Source material:
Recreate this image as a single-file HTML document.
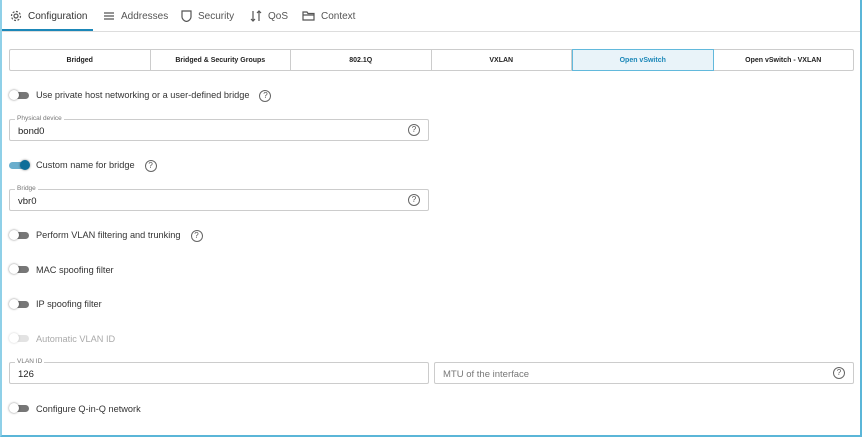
<!DOCTYPE html><html><head><style>
*{box-sizing:border-box;margin:0;padding:0}
body{width:864px;height:438px;background:#fff;font-family:"Liberation Sans",sans-serif;color:#333;position:relative;overflow:hidden}
.frame{position:absolute;left:0;top:0;width:862px;height:437px;border-left:2px solid #8fd0e8;border-right:2px solid #5bb6d8;border-bottom:2px solid #5bb6d8}
.tabs{position:absolute;left:0;top:0;width:860px;height:32px;border-bottom:1px solid #ddd}
.tab{position:absolute;top:10px;font-size:10px;color:#555;display:flex;align-items:center;gap:6px}
.tab svg{stroke:#555;fill:none;stroke-width:1.2}
.act{position:absolute;left:0;top:29px;width:93px;height:2px;background:#1b87b8}
.seg{position:absolute;left:9px;top:49px;width:845px;height:22px;border:1px solid #ccc;border-radius:2px;display:flex}
.seg div{flex:1;font-size:7px;text-align:center;line-height:21px;border-right:1px solid #ccc;color:#222;font-weight:bold;font-weight:600}
.seg div:last-child{border-right:none}
.seg .on{background:#e9f3f9;border:1px solid #62b9dc;color:#1b87b8;margin:-1px 0}
.tg{position:absolute;left:9px;width:20px;height:10px}
.tg .tr{position:absolute;left:3px;top:2px;width:17px;height:7px;border-radius:4px;background:#777}
.tg .kn{position:absolute;left:0;top:0;width:10px;height:10px;border-radius:5px;background:#fff;box-shadow:0 0 2px rgba(0,0,0,.5)}
.lab{position:absolute;left:36px;font-size:9.2px;color:#333;line-height:12px}
.q{display:inline-block;width:12px;height:12px;border:1px solid #666;border-radius:50%;font-size:8px;text-align:center;line-height:10px;color:#555;vertical-align:middle;margin-left:10px}
.in{position:absolute;height:22px;border:1px solid #ccc;border-radius:2px;font-size:9.5px;padding:6px 8px;color:#222}
.in .l{position:absolute;left:5px;top:-5px;font-size:6.5px;color:#777;background:#fff;padding:0 2px;line-height:8px}
.in .q{position:absolute;right:8px;top:4px;margin:0}
</style></head><body>
<div class="tabs">
<div class="tab" style="left:10px;color:#333"><svg width="12" height="12" viewBox="0 0 12 12"><circle cx="6" cy="6" r="2"/><circle cx="6" cy="6" r="4.5" stroke-dasharray="2 1.5"/></svg>Configuration</div>
<div class="tab" style="left:103px"><svg width="12" height="12" viewBox="0 0 12 12"><path d="M1 3h10M1 6h10M1 9h10"/></svg>Addresses</div>
<div class="tab" style="left:181px"><svg width="11" height="12" viewBox="0 0 11 12"><path d="M1 1h9v6c0 2-2 4-4.5 4.5C3 11 1 9 1 7z"/></svg>Security</div>
<div class="tab" style="left:250px"><svg width="12" height="12" viewBox="0 0 12 12"><path d="M3 1v10M1 9l2 2 2-2M9 11V1M7 3l2-2 2 2"/></svg>QoS</div>
<div class="tab" style="left:302px"><svg width="13" height="12" viewBox="0 0 13 12"><path d="M1 2h4l1 1.5h6V10H1zM1 5h11"/></svg>Context</div>
<div class="act"></div></div>
<div class="seg"><div>Bridged</div><div>Bridged &amp; Security Groups</div><div>802.1Q</div><div>VXLAN</div><div class="on">Open vSwitch</div><div>Open vSwitch - VXLAN</div></div>

<div class="tg" style="top:90px"><div class="tr"></div><div class="kn"></div></div><div class="lab" style="top:89px">Use private host networking or a user-defined bridge<span class="q">?</span></div>
<div class="in" style="left:9px;top:119px;width:420px"><span class="l">Physical device</span>bond0<span class="q">?</span></div>

<div class="tg" style="top:160px"><div class="tr" style="background:#6aaecd;left:0;width:18px"></div><div class="kn" style="left:11px;background:#0f6e99"></div></div><div class="lab" style="top:159px">Custom name for bridge<span class="q">?</span></div>
<div class="in" style="left:9px;top:189px;width:420px"><span class="l">Bridge</span>vbr0<span class="q">?</span></div>

<div class="tg" style="top:230px"><div class="tr"></div><div class="kn"></div></div><div class="lab" style="top:229px">Perform VLAN filtering and trunking<span class="q">?</span></div>
<div class="tg" style="top:264px"><div class="tr"></div><div class="kn"></div></div><div class="lab" style="top:264px">MAC spoofing filter</div>
<div class="tg" style="top:299px"><div class="tr"></div><div class="kn"></div></div><div class="lab" style="top:298px">IP spoofing filter</div>
<div class="tg" style="top:333px;opacity:.4"><div class="tr" style="background:#bbb"></div><div class="kn"></div></div><div class="lab" style="top:333px;color:#aaa">Automatic VLAN ID</div>
<div class="in" style="left:9px;top:362px;width:420px"><span class="l">VLAN ID</span>126</div>
<div class="in" style="left:434px;top:362px;width:420px;color:#777">MTU of the interface<span class="q">?</span></div>
<div class="tg" style="top:403px"><div class="tr"></div><div class="kn"></div></div><div class="lab" style="top:403px">Configure Q-in-Q network</div>
<div class="frame"></div>
</body></html>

Direction:
Set every line down exactly as written, leaving each picture out.

Task response:
Recreate this image as a single-file HTML document.
<!DOCTYPE html><html><head><style>
*{box-sizing:border-box;margin:0;padding:0}
body{width:864px;height:438px;background:#fff;font-family:"Liberation Sans",sans-serif;color:#333;position:relative;overflow:hidden}
.frame{position:absolute;left:0;top:0;width:862px;height:437px;border-left:2px solid #8fd0e8;border-right:2px solid #5bb6d8;border-bottom:2px solid #5bb6d8}
.tabs{position:absolute;left:0;top:0;width:860px;height:32px;border-bottom:1px solid #ddd}
.tab{position:absolute;top:10px;font-size:10px;color:#555;display:flex;align-items:center;gap:6px}
.tab svg{stroke:#555;fill:none;stroke-width:1.2}
.act{position:absolute;left:0;top:29px;width:93px;height:2px;background:#1b87b8}
.seg{position:absolute;left:9px;top:49px;width:845px;height:22px;border:1px solid #ccc;border-radius:2px;display:flex}
.seg div{flex:1;font-size:7px;text-align:center;line-height:21px;border-right:1px solid #ccc;color:#222;font-weight:bold;font-weight:600}
.seg div:last-child{border-right:none}
.seg .on{background:#e9f3f9;border:1px solid #62b9dc;color:#1b87b8;margin:-1px 0}
.tg{position:absolute;left:9px;width:20px;height:10px}
.tg .tr{position:absolute;left:3px;top:2px;width:17px;height:7px;border-radius:4px;background:#777}
.tg .kn{position:absolute;left:0;top:0;width:10px;height:10px;border-radius:5px;background:#fff;box-shadow:0 0 2px rgba(0,0,0,.5)}
.lab{position:absolute;left:36px;font-size:9.2px;color:#333;line-height:12px}
.q{display:inline-block;width:12px;height:12px;border:1px solid #666;border-radius:50%;font-size:8px;text-align:center;line-height:10px;color:#555;vertical-align:middle;margin-left:10px}
.in{position:absolute;height:22px;border:1px solid #ccc;border-radius:2px;font-size:9.5px;padding:6px 8px;color:#222}
.in .l{position:absolute;left:5px;top:-5px;font-size:6.5px;color:#777;background:#fff;padding:0 2px;line-height:8px}
.in .q{position:absolute;right:8px;top:4px;margin:0}
</style></head><body>
<div class="tabs">
<div class="tab" style="left:10px;color:#333"><svg width="12" height="12" viewBox="0 0 12 12"><circle cx="6" cy="6" r="2"/><circle cx="6" cy="6" r="4.5" stroke-dasharray="2 1.5"/></svg>Configuration</div>
<div class="tab" style="left:103px"><svg width="12" height="12" viewBox="0 0 12 12"><path d="M1 3h10M1 6h10M1 9h10"/></svg>Addresses</div>
<div class="tab" style="left:181px"><svg width="11" height="12" viewBox="0 0 11 12"><path d="M1 1h9v6c0 2-2 4-4.5 4.5C3 11 1 9 1 7z"/></svg>Security</div>
<div class="tab" style="left:250px"><svg width="12" height="12" viewBox="0 0 12 12"><path d="M3 1v10M1 9l2 2 2-2M9 11V1M7 3l2-2 2 2"/></svg>QoS</div>
<div class="tab" style="left:302px"><svg width="13" height="12" viewBox="0 0 13 12"><path d="M1 2h4l1 1.5h6V10H1zM1 5h11"/></svg>Context</div>
<div class="act"></div></div>
<div class="seg"><div>Bridged</div><div>Bridged &amp; Security Groups</div><div>802.1Q</div><div>VXLAN</div><div class="on">Open vSwitch</div><div>Open vSwitch - VXLAN</div></div>

<div class="tg" style="top:90px"><div class="tr"></div><div class="kn"></div></div><div class="lab" style="top:89px">Use private host networking or a user-defined bridge<span class="q">?</span></div>
<div class="in" style="left:9px;top:119px;width:420px"><span class="l">Physical device</span>bond0<span class="q">?</span></div>

<div class="tg" style="top:160px"><div class="tr" style="background:#6aaecd;left:0;width:18px"></div><div class="kn" style="left:11px;background:#0f6e99"></div></div><div class="lab" style="top:159px">Custom name for bridge<span class="q">?</span></div>
<div class="in" style="left:9px;top:189px;width:420px"><span class="l">Bridge</span>vbr0<span class="q">?</span></div>

<div class="tg" style="top:230px"><div class="tr"></div><div class="kn"></div></div><div class="lab" style="top:229px">Perform VLAN filtering and trunking<span class="q">?</span></div>
<div class="tg" style="top:264px"><div class="tr"></div><div class="kn"></div></div><div class="lab" style="top:264px">MAC spoofing filter</div>
<div class="tg" style="top:299px"><div class="tr"></div><div class="kn"></div></div><div class="lab" style="top:298px">IP spoofing filter</div>
<div class="tg" style="top:333px;opacity:.4"><div class="tr" style="background:#bbb"></div><div class="kn"></div></div><div class="lab" style="top:333px;color:#aaa">Automatic VLAN ID</div>
<div class="in" style="left:9px;top:362px;width:420px"><span class="l">VLAN ID</span>126</div>
<div class="in" style="left:434px;top:362px;width:420px;color:#777">MTU of the interface<span class="q">?</span></div>
<div class="tg" style="top:403px"><div class="tr"></div><div class="kn"></div></div><div class="lab" style="top:403px">Configure Q-in-Q network</div>
<div class="frame"></div>
</body></html>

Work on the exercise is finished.